Can a novelist even write a memoir? A memoir about how writing a novel means you have no life to write about? And on and on it goes. I guess I could write about being homeless, while my main character lives in a villa in the South of France.
Anyway, I have vowed to stop whining. I have vowed to stop asking “Who even reads my work?” and to move on. To music. To some dates. To wine and laughter and song.
The best direction I plan to move in is to become a rock star. My brother gave me his guitar. I am going to learn how to play it. By the time I am eighty I want to be the female Jimmy Page.
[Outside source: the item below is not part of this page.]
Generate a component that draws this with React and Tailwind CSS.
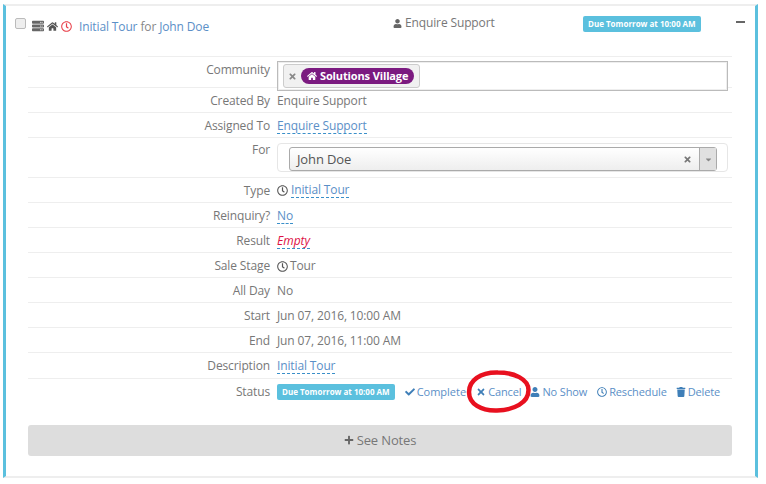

With those fingers, that focus, that angelic, poised face. I even want that dragon jacket, which will look rather comic on an eighty year old woman, but who cares when you can make music like that.
Talent is a curse, my writing instructor once told me. Because you have no choice but to use it. It’s a contract you make with Source, I guess. Before I was born, I probably signed a legal binding contract stating that I would turn in my second novel at 4:27 on June 18, 2007.
So there. I am finished. I have returned to planet earth, never again to descend to the bottom of the ocean in a small iron submarine. And so I say, to God, Goddess, Krishna, Buddha, Tankashala, Allah, St. Francis, Archangel Michael, Viggo, Sai Baba, the moon the sun the stars: all off you guys. I did what I was deigned to do. I release my novel, and my first book, Rex and the City, to you and to the universe and to all sentient beings.
Now give me my hundred thousand bucks. And a diploma or whatever it is St. Peter doles out. I now wish to channel the divine consciousness of Jimmy Page. Thank you very much.
I wonder: do gods read blogs? Do the gods have time for blogs? Or are they too busy trying to reign in George W. Bush, and put a stop to the devastation he is inflicting on this planet?
Is anyone on this planet reading this blog? That’s a topic for another day.....
So. Dear someone, I thank you for listening. For considering my words. It is for you I wrote this novel, I guess—you of the great, grand void. May you read it well.